Customer Reviews: Read 33 more reviews...
Take it to the sky! March 23, 2006 Elizabeth C. Jones (Chapel Hill, NC United States) 6 out of 6 found this review helpful
Simply the best. I first bought "Faces" on 8-track to listen to in my Datsun B-210 hatchback. Back in the day, Jefferson-Pilot TV Sports liked EWF, and used their songs several times as bumper music for ACC basketball games, including the opening bars of "And Love Goes On." EWF's peppy songs set a high energy mood, and at the other end of the scale there's no substitute for one of Philip Bailey's smooth ballads. It's the only EWF album (that I can see) that's not available at iTunes. That's so wrong. The timing of this LP was terrible. In 1980, disco was a dirty word. And because EWF had so successfully mastered the form, critics (and Columbia) made up their minds they weren't going to push this one; it was bound to be just more disco. I don't think some of the critics even listened to it. "Faces" is a song cycle, and it all works. . . you groove, you chill, you boogie and then head into the quiet storm. You're in the hands of the masters the whole time and it's a sweet ride. Needs to be on iTunes! No EWF collection is complete without it.

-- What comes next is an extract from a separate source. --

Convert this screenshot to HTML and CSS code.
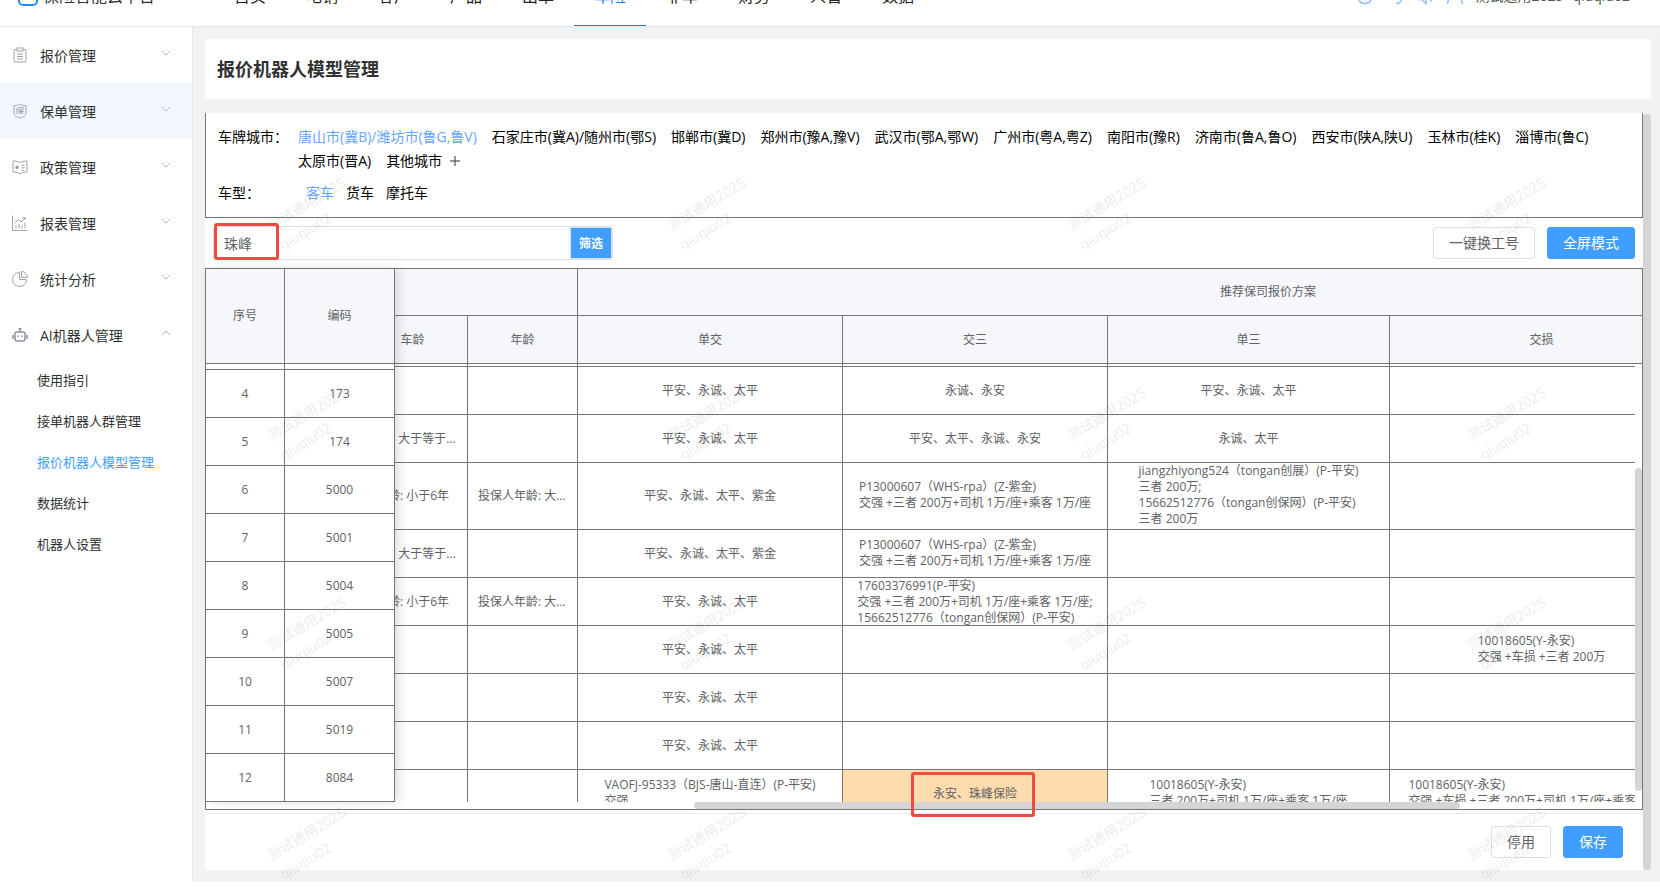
FILE: index.html
```html
<!DOCTYPE html>
<html lang="zh-CN">
<head>
  <meta charset="UTF-8">
  <meta name="viewport" content="width=device-width, initial-scale=1.0">
  <title>报价机器人模型管理</title>
  <link rel="stylesheet" href="styles.css">
</head>
<body>
  <!-- Header -->
  <header class="header">
    <a class="logo" href="#">
      <svg width="20" height="20" viewBox="0 0 20 20" fill="none" stroke="#1890ff" stroke-width="2"><rect x="1" y="1" width="18" height="18" rx="4"/></svg>
      <span>保险智能云平台</span>
    </a>
    <nav class="nav">
      <a href="#">首页</a>
      <a href="#">电销</a>
      <a href="#">客户</a>
      <a href="#">产品</a>
      <a href="#">出单</a>
      <a href="#" class="active">车险</a>
      <a href="#">非车</a>
      <a href="#">财务</a>
      <a href="#">人管</a>
      <a href="#">数据</a>
    </nav>
    <div class="user">
      <svg width="18" height="18" viewBox="0 0 18 18"><path d="M9 1l2 1.500 2.500-.200 1 2.300 2 1.400-.500 3 .500 3-2 1.400-1 2.300-2.500-.200L9 17l-2-1.500-2.500.200-1-2.300-2-1.400.500-3-.500-3 2-1.400 1-2.300 2.500.200z"/><circle cx="9" cy="9" r="3.500"/></svg>
      <svg width="18" height="18" viewBox="0 0 18 18"><path d="M3 9a6 6 0 0 1 12 0v3c0 3-2 4.500-5 4.500M3 9v3h2V8M15 9v3h-2V8"/></svg>
      <svg width="18" height="18" viewBox="0 0 18 18"><path d="M2 6.500h3.500L10 2.500v14l-4.500-4H2zM12.500 6.500c1.300 1.500 1.300 4 0 5.500M14.500 4c3 3 3 7.500 0 10.500"/></svg>
      <svg width="18" height="18" viewBox="0 0 18 18"><circle cx="9" cy="5" r="4"/><path d="M1.500 17c.500-5 3.500-7.500 7.500-7.500s7 2.500 7.500 7.500"/></svg>
      <span>测试通用2025--qiuqiu02</span>
    </div>
  </header>

  <div class="layout">
    <!-- Sidebar -->
    <aside class="sidebar">
      <a class="menu-item" href="#">
        <svg class="menu-icon" viewBox="0 0 16 16"><rect x="2" y="2.500" width="12" height="12.500" rx="1"/><rect x="5" y="1" width="6" height="3" fill="#fff"/><path d="M5 7h6M5 9.500h6M5 12h6"/></svg>
        <span>报价管理</span>
        <svg class="arrow" viewBox="0 0 10 6"><path d="M1 1l4 4 4-4"/></svg>
      </a>
      <a class="menu-item hover" href="#">
        <svg class="menu-icon" viewBox="0 0 16 16"><path d="M2 2.500c4 0 4.500-.500 6-1.500 1.500 1 2 1.500 6 1.500V10c0 2.500-3 4-6 5-3-1-6-2.500-6-5z"/><path d="M5.500 4.500L4.500 7M5 6.500V11M7 4.500h4v2.500H7zM6.500 8.500h5M9 7v4.500M8.500 9L6.500 11M9.500 9l2 2"/></svg>
        <span>保单管理</span>
        <svg class="arrow" viewBox="0 0 10 6"><path d="M1 1l4 4 4-4"/></svg>
      </a>
      <a class="menu-item" href="#">
        <svg class="menu-icon" viewBox="0 0 16 16"><path d="M1 2c3 0 5 .500 7 1.500C10 2.500 12 2 15 2v11c-3 0-5 .500-7 2-2-1.500-4-2-7-2z"/><path d="M5 6l.800 1.500 1.500.200-1.100 1 .200 1.600L5 9.500l-1.400.800.200-1.600-1.100-1 1.500-.200z" fill="#909399" stroke="none"/><path d="M9.500 6.500l3-.500M9.500 9l3-.500M9.500 11.500l3-.500"/></svg>
        <span>政策管理</span>
        <svg class="arrow" viewBox="0 0 10 6"><path d="M1 1l4 4 4-4"/></svg>
      </a>
      <a class="menu-item" href="#">
        <svg class="menu-icon" viewBox="0 0 16 16"><path d="M.500 .500v15h15M4 13.500v-3M7 13.500V9M10 13.500V10M13 13.500V7.500M3 8l3.500-3.500L9 7l4-4.500M10.500 2.500H13V5"/></svg>
        <span>报表管理</span>
        <svg class="arrow" viewBox="0 0 10 6"><path d="M1 1l4 4 4-4"/></svg>
      </a>
      <a class="menu-item" href="#">
        <svg class="menu-icon" viewBox="0 0 16 16"><path d="M7.500 1.500a7 7 0 1 0 7 7h-7z"/><path d="M9.500 .500v6h6a6 6 0 0 0-6-6z"/></svg>
        <span>统计分析</span>
        <svg class="arrow" viewBox="0 0 10 6"><path d="M1 1l4 4 4-4"/></svg>
      </a>
      <a class="menu-item" href="#">
        <svg class="menu-icon robot" viewBox="0 0 16 16"><rect x="3" y="5" width="10" height="9" rx="2"/><path d="M8 1v4M1 8v4M15 8v4M6 8.500v1.500M10 8.500v1.500M6.500 1.800h3"/></svg>
        <span>AI机器人管理</span>
        <svg class="arrow" viewBox="0 0 10 6"><path d="M1 5l4-4 4 4"/></svg>
      </a>
      <div class="submenu">
        <a href="#">使用指引</a>
        <a href="#">接单机器人群管理</a>
        <a href="#" class="active">报价机器人模型管理</a>
        <a href="#">数据统计</a>
        <a href="#">机器人设置</a>
      </div>
    </aside>

    <!-- Main -->
    <main class="main">
      <div class="title-card">
        <h1>报价机器人模型管理</h1>
      </div>

      <div class="scroll-area">
        <div class="panel">
          <!-- Filters -->
          <div class="filters">
            <div class="filter-row">
              <span class="filter-label">车牌城市：</span>
              <div class="filter-options">
                <a href="#" class="active">唐山市(冀B)/潍坊市(鲁G,鲁V)</a>
                <a href="#">石家庄市(冀A)/随州市(鄂S)</a>
                <a href="#">邯郸市(冀D)</a>
                <a href="#">郑州市(豫A,豫V)</a>
                <a href="#">武汉市(鄂A,鄂W)</a>
                <a href="#">广州市(粤A,粤Z)</a>
                <a href="#">南阳市(豫R)</a>
                <a href="#">济南市(鲁A,鲁O)</a>
                <a href="#">西安市(陕A,陕U)</a>
                <a href="#">玉林市(桂K)</a>
                <a href="#">淄博市(鲁C)</a>
                <a href="#">太原市(晋A)</a>
                <a href="#" class="more">其他城市 <svg width="10" height="10" viewBox="0 0 10 10"><path d="M5 0v10M0 5h10"/></svg></a>
              </div>
            </div>
            <div class="filter-row">
              <span class="filter-label">车型：</span>
              <div class="filter-options types">
                <a href="#" class="active">客车</a>
                <a href="#">货车</a>
                <a href="#">摩托车</a>
              </div>
            </div>
          </div>

          <!-- Toolbar -->
          <div class="toolbar">
            <div class="search">
              <input type="text" value="珠峰" aria-label="搜索">
              <button type="button">筛选</button>
              <div class="mark mark-search"></div>
            </div>
            <div class="toolbar-buttons">
              <button type="button" class="btn">一键换工号</button>
              <button type="button" class="btn btn-primary">全屏模式</button>
            </div>
          </div>

          <!-- Table -->
          <div class="grid">
            <div class="grid-fixed">
              <table class="fixed-table">
                <colgroup><col class="w-index"><col class="w-narrow"></colgroup>
                <thead>
                  <tr><th>序号</th><th>编码</th></tr>
                </thead>
                <tbody>
                  <tr class="cut"><td></td><td></td></tr>
                  <tr><td>4</td><td>173</td></tr>
                  <tr><td>5</td><td>174</td></tr>
                  <tr><td>6</td><td>5000</td></tr>
                  <tr><td>7</td><td>5001</td></tr>
                  <tr><td>8</td><td>5004</td></tr>
                  <tr><td>9</td><td>5005</td></tr>
                  <tr><td>10</td><td>5007</td></tr>
                  <tr><td>11</td><td>5019</td></tr>
                  <tr><td>12</td><td>8084</td></tr>
                </tbody>
              </table>
            </div>

            <div class="grid-main">
              <div class="grid-head">
                <table class="main-table">
                  <colgroup><col class="w-narrow"><col class="w-narrow"><col class="w-plan"><col class="w-plan"><col class="w-plan-3"><col class="w-plan-4"><col class="w-plan"></colgroup>
                  <thead>
                    <tr class="group"><th colspan="2"></th><th colspan="5">推荐保司报价方案</th></tr>
                    <tr><th>车龄</th><th>年龄</th><th>单交</th><th>交三</th><th>单三</th><th>交损</th><th></th></tr>
                  </thead>
                </table>
              </div>
              <div class="grid-body">
                <table class="main-table">
                  <colgroup><col class="w-narrow"><col class="w-narrow"><col class="w-plan"><col class="w-plan"><col class="w-plan-3"><col class="w-plan-4"><col class="w-plan"></colgroup>
                  <tbody>
                    <tr class="cut"><td></td><td></td><td></td><td></td><td></td><td></td><td></td></tr>
                    <tr>
                      <td></td><td></td>
                      <td>平安、永诚、太平</td>
                      <td>永诚、永安</td>
                      <td>平安、永诚、太平</td>
                      <td></td><td></td>
                    </tr>
                    <tr>
                      <td><div class="ellipsis">车龄: 大于等于6年</div></td><td></td>
                      <td>平安、永诚、太平</td>
                      <td>平安、太平、永诚、永安</td>
                      <td>永诚、太平</td>
                      <td></td><td></td>
                    </tr>
                    <tr>
                      <td><div class="ellipsis">车龄: 小于6年</div></td>
                      <td><div class="ellipsis">投保人年龄: 大于等于</div></td>
                      <td>平安、永诚、太平、紫金</td>
                      <td><div class="plan">P13000607（WHS-rpa）(Z-紫金)<br>交强 +三者 200万+司机 1万/座+乘客 1万/座</div></td>
                      <td><div class="plan">jiangzhiyong524（tongan创展）(P-平安)<br>三者 200万;<br>15662512776（tongan创保网）(P-平安)<br>三者 200万</div></td>
                      <td></td><td></td>
                    </tr>
                    <tr>
                      <td><div class="ellipsis">车龄: 大于等于6年</div></td><td></td>
                      <td>平安、永诚、太平、紫金</td>
                      <td><div class="plan">P13000607（WHS-rpa）(Z-紫金)<br>交强 +三者 200万+司机 1万/座+乘客 1万/座</div></td>
                      <td></td><td></td><td></td>
                    </tr>
                    <tr>
                      <td><div class="ellipsis">车龄: 小于6年</div></td>
                      <td><div class="ellipsis">投保人年龄: 大于等于</div></td>
                      <td>平安、永诚、太平</td>
                      <td><div class="plan clamp">17603376991(P-平安)<br>交强 +三者 200万+司机 1万/座+乘客 1万/座;<br>15662512776（tongan创保网）(P-平安)</div></td>
                      <td></td><td></td><td></td>
                    </tr>
                    <tr>
                      <td></td><td></td>
                      <td>平安、永诚、太平</td>
                      <td></td><td></td>
                      <td><div class="plan">10018605(Y-永安)<br>交强 +车损 +三者 200万</div></td>
                      <td></td>
                    </tr>
                    <tr><td></td><td></td><td>平安、永诚、太平</td><td></td><td></td><td></td><td></td></tr>
                    <tr><td></td><td></td><td>平安、永诚、太平</td><td></td><td></td><td></td><td></td></tr>
                    <tr>
                      <td></td><td></td>
                      <td><div class="plan">VAOFJ-95333（BJS-唐山-直连）(P-平安)<br>交强</div></td>
                      <td class="hit">永安、珠峰保险</td>
                      <td><div class="plan">10018605(Y-永安)<br>三者 200万+司机 1万/座+乘客 1万/座</div></td>
                      <td><div class="plan">10018605(Y-永安)<br>交强 +车损 +三者 200万+司机 1万/座+乘客 1万/座</div></td>
                      <td></td>
                    </tr>
                  </tbody>
                </table>
              </div>
            </div>
            <div class="thumb thumb-x"></div>
            <div class="thumb thumb-y"></div>
            <div class="mark mark-cell"></div>
          </div>

          <!-- Footer -->
          <div class="panel-footer">
            <button type="button" class="btn">停用</button>
            <button type="button" class="btn btn-primary">保存</button>
          </div>

          <svg class="watermark" aria-hidden="true">
            <defs>
              <pattern id="wm" width="400" height="210" patternUnits="userSpaceOnUse">
                <g transform="rotate(-31 101 90)">
                  <text x="101" y="96" text-anchor="middle">测试通用2025</text>
                  <text x="86" y="119" text-anchor="middle">qiuqiu02</text>
                </g>
              </pattern>
            </defs>
            <rect width="100%" height="100%" fill="url(#wm)"/>
          </svg>
        </div>
        <div class="page-scrollbar"></div>
      </div>
    </main>
  </div>
</body>
</html>
```
FILE: styles.css
```css
/* Global Styles */
* {
  margin: 0;
  padding: 0;
  box-sizing: border-box;
}

body {
  font-family: 'Open Sans', 'Noto Sans CJK SC', sans-serif;
  font-size: 14px;
  color: #303133;
  background: #fff;
  overflow: hidden;
}

a {
  color: inherit;
  text-decoration: none;
}

button,
input {
  font-family: inherit;
}

svg {
  flex: none;
  fill: none;
}

/* Header, scrolled partly out of view */
.header {
  height: 61px;
  margin-top: -34px;
  display: flex;
  align-items: center;
  border-bottom: 1px solid #e6e6e6;
  font-size: 16px;
  line-height: 24px;
}

.logo {
  width: 214px;
  padding-left: 18px;
  display: flex;
  align-items: center;
  gap: 5px;
}

.nav {
  display: flex;
  align-self: stretch;
  color: #222;
}

.nav a {
  width: 72px;
  display: flex;
  align-items: center;
  justify-content: center;
  border-bottom: 1px solid transparent;
}

.nav a.active {
  color: #1b7ef2;
  border-color: #1b7ef2;
}

.user {
  margin-left: auto;
  padding-right: 30px;
  display: flex;
  align-items: center;
  gap: 12px;
  font-size: 14px;
  color: #555;
}

.user svg {
  stroke: #8fc0fb;
  stroke-width: 1.5;
}

/* Layout */
.layout {
  display: flex;
}

.sidebar {
  width: 193px;
  flex: none;
  border-right: 1px solid #e6e6e6;
}

.menu-item {
  height: 56px;
  padding: 0 21px 0 12px;
  display: flex;
  align-items: center;
}

.menu-item.hover {
  background: #f2f8fe;
}

.menu-item span {
  margin-left: 12px;
  flex: 1;
}

.menu-icon {
  width: 16px;
  height: 16px;
  stroke: #a0a3a9;
}

.menu-icon.robot {
  stroke: #8b919e;
  stroke-width: 1.5;
}

.arrow {
  width: 10px;
  height: 6px;
  margin-bottom: 4px;
  stroke: #b4b7bd;
}

.submenu {
  margin-top: -1px;
  padding-left: 37px;
  display: flex;
  flex-direction: column;
  gap: 4px;
  font-size: 13px;
  line-height: 37px;
}

.submenu .active {
  color: #409eff;
}

.main {
  flex: 1;
  min-width: 0;
  padding: 12px 9px 12px 12px;
  background: #f1f2f4;
}

.title-card {
  height: 60px;
  padding: 0 12px;
  margin-bottom: 14px;
  display: flex;
  align-items: center;
  background: #fff;
}

.title-card h1 {
  font-size: 18px;
  line-height: 28px;
}

.scroll-area {
  display: flex;
}

.page-scrollbar {
  width: 8px;
  margin-top: 1px;
  border-radius: 4px;
  background: #d5d5d5;
}

.panel {
  flex: 1;
  min-width: 0;
  position: relative;
  background: #fff;
}

/* Filters */
.filters {
  padding: 12px;
  border: 1px solid #777;
  border-top: none;
  color: #000;
  line-height: 24px;
}

.filter-row {
  display: flex;
}

.filter-row + .filter-row {
  margin-top: 8px;
}

.filter-label {
  width: 80px;
  flex: none;
}

.filter-options {
  display: flex;
  flex-wrap: wrap;
  column-gap: 15px;
}

.filter-options.types {
  padding-left: 8px;
  column-gap: 12px;
}

.filter-options .active {
  color: #66a6ff;
}

.more svg {
  margin-left: 4px;
  stroke: #333;
}

/* Toolbar */
.toolbar {
  height: 50px;
  padding: 0 8px;
  display: flex;
  align-items: center;
  justify-content: space-between;
}

.search {
  width: 400px;
  height: 34px;
  position: relative;
  display: flex;
  border: 1px solid #dcdfe6;
  border-radius: 3px;
}

.search input {
  flex: 1;
  min-width: 0;
  padding: 0 10px;
  border: none;
  outline: none;
  font-size: 14px;
  color: #606266;
  background: transparent;
}

.search button {
  width: 42px;
  border: 1px solid #dcdfe6;
  background: #409eff;
  color: #fff;
  font-size: 12px;
  font-weight: bold;
}

.toolbar-buttons {
  display: flex;
  gap: 12px;
}

.btn {
  height: 32px;
  padding: 0 15px;
  border: 1px solid #dcdfe6;
  border-radius: 3px;
  background: #fff;
  color: #606266;
  font-size: 14px;
  line-height: 20px;
}

.btn-primary {
  border-color: #409eff;
  background: #409eff;
  color: #fff;
}

/* Red highlight frames */
.mark {
  position: absolute;
  z-index: 4;
  border: 3px solid #f04b40;
  border-radius: 3px;
  pointer-events: none;
}

.mark-search {
  top: -4px;
  left: 0;
  width: 65px;
  height: 37px;
}

.mark-cell {
  left: 705px;
  bottom: -8px;
  width: 124px;
  height: 45px;
}

/* Table */
.grid {
  position: relative;
  display: flex;
  padding-bottom: 7px;
  border: 1px solid #777;
  font-size: 12px;
  line-height: 16px;
  color: #606266;
}

.grid-fixed {
  flex: none;
  position: relative;
  z-index: 2;
  background: #fff;
  box-shadow: 4px 0 10px rgba(0, 0, 0, 0.12);
}

.grid-main {
  flex: 1;
  min-width: 0;
}

.grid-head,
.grid-body {
  overflow: hidden;
}

.grid-body {
  max-height: 438px;
  margin-right: 7px;
}

table {
  table-layout: fixed;
  border-collapse: separate;
  border-spacing: 0;
}

.fixed-table {
  width: 189px;
}

.main-table {
  width: 1601px;
  margin-left: -37px;
}

.w-index { width: 79px; }
.w-narrow { width: 110px; }
.w-plan { width: 265px; }
.w-plan-3 { width: 282px; }
.w-plan-4 { width: 304px; }

th,
td {
  height: 48px;
  border-right: 1px solid #777;
  border-bottom: 1px solid #777;
  text-align: center;
  vertical-align: middle;
}

th {
  background: #f5f7fa;
  font-weight: normal;
}

.fixed-table th {
  height: 95px;
}

.group th {
  height: 47px;
}

.fixed-table .cut td {
  height: 6px;
}

.main-table .cut td {
  height: 3px;
}

.ellipsis {
  padding: 0 10px;
  overflow: hidden;
  white-space: nowrap;
  text-overflow: ellipsis;
}

.plan {
  display: inline-block;
  padding-bottom: 2px;
  text-align: left;
  white-space: nowrap;
  vertical-align: top;
}

.plan.clamp {
  height: 47px;
  overflow: hidden;
}

.hit {
  background: #ffdcad;
}

/* Scrollbar thumbs */
.thumb {
  position: absolute;
  z-index: 3;
  border-radius: 4px;
  background: #d5d5d5;
}

.thumb-x {
  left: 34%;
  bottom: 0;
  width: 766px;
  height: 7px;
}

.thumb-y {
  right: 0;
  bottom: 18px;
  width: 7px;
  height: 323px;
}

/* Panel footer */
.panel-footer {
  margin-top: 3px;
  padding: 12px 20px;
  display: flex;
  justify-content: flex-end;
  gap: 12px;
  border-top: 1px solid #ebebeb;
}

/* Watermark */
.watermark {
  position: absolute;
  top: 0;
  left: 0;
  z-index: 5;
  width: 100%;
  height: calc(100% + 12px);
  pointer-events: none;
}

.watermark text {
  font-size: 14px;
  fill: rgba(0, 0, 0, 0.08);
}
```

Faces, Races, Places oooweya hey yeaaaaa! August 30, 2004 Bryan (DFW) 6 out of 6 found this review helpful
Man this album rocks. I love the ballads, You and You Went Away. I also really dig the intro of And Love Goes On. I recently discovered this album just a few years ago but I have never heard any song played from it on the radio. Such good songs and how sad the record company didn't step up to the promotions. EWF is one heck of a band..you don't see stuff like this today i tell ya.
Vintage EWF.... Elements of Pure Gold February 27, 2006 Jerry G. Guevara (San Jose, CA) 5 out of 5 found this review helpful
This album was grotesquely underrated and overlooked for it's political and vintage EWF sound. Listen and it is a beautifully creative and one of their most enjoyable album. EWF and Maurice at its finest hour. Instead of being bullied into music they didn't want to put out, they continued the mastering of that strong, elevated and uplifted music. You name one band and I mean any band Black or White where ever song is of great quality and strength. Knocked for perfection...Knocked for humanity...Knocked because R&B was considered Disco. FOOLS I SAY!!!! Buy this album...It's great!!!! 5STARS!!!!!!!
Earth Wind & Fire "Faces" May 16, 2005 New Birth North (Marietta, GA) 4 out of 4 found this review helpful
I love this! My favorites on this project are "Love Goes On" & "Take It To The Sky." The only other artist I enjoy as much as Earth Wind & Fire, is George Duke! This is a must have!
Faces: An Unrecognized Masterpiece February 17, 2005 Simon W. Cameron (Honiara, Solomon Islands) 4 out of 4 found this review helpful
It wasn't until the second time I bought this album, in Singapore, that I really fell in love with it. I listened to it on my Walkman on an SIA flight all the way back to London AND for hours after I'd arrived home, and never tired of it for a second. So why wasn't it the success it should have been? I think it was because in many ways Faces was a departure from the format that stamped the band as a world class black phenomenon. Not worse-just different, and yet different in a way that might at first incline one to dismiss this album as something of an anticlimax after the mesmeric and meteoric brilliance of the two albums that preceded it. Though, let's "face" it, 'All 'n All' and 'I am' were indeed a hard act to follow. One of its problems is that on an initial hearing it seems smoochy and limp-wristed. But it grows on you. And indeed, although Faces is also lacking overall in the raunchy funk-edge that tracks like Serpentive Fire, Jupiter and Magic Mind brought to "All 'n All", it more than makes up for this in offering a sound experience that while it's original in the way only EW&F can be, is also very cool and very sexy--even for EW&F--but equally, spiritually uplifting. I'm thinking here especially of 'Song in My Heart' and 'Take it to the Sky'. With Faces, the band seemed to have finally reached an apotheosis in its drive to find the ideal "world music" blend and balance. It was neither cataclysmic yet dreamy like 'All n All', nor escapist in the way 'I am' was--it was anchored firmly on Planet Earth, and yet had foregone none of its ethereal, other-worldly, ambience that makes EW&F so unique for an African American band. Ironically, Faces is EW&F at its best, only in a format that takes some adjusting to if you were expecting more of the same after its famous predecessors.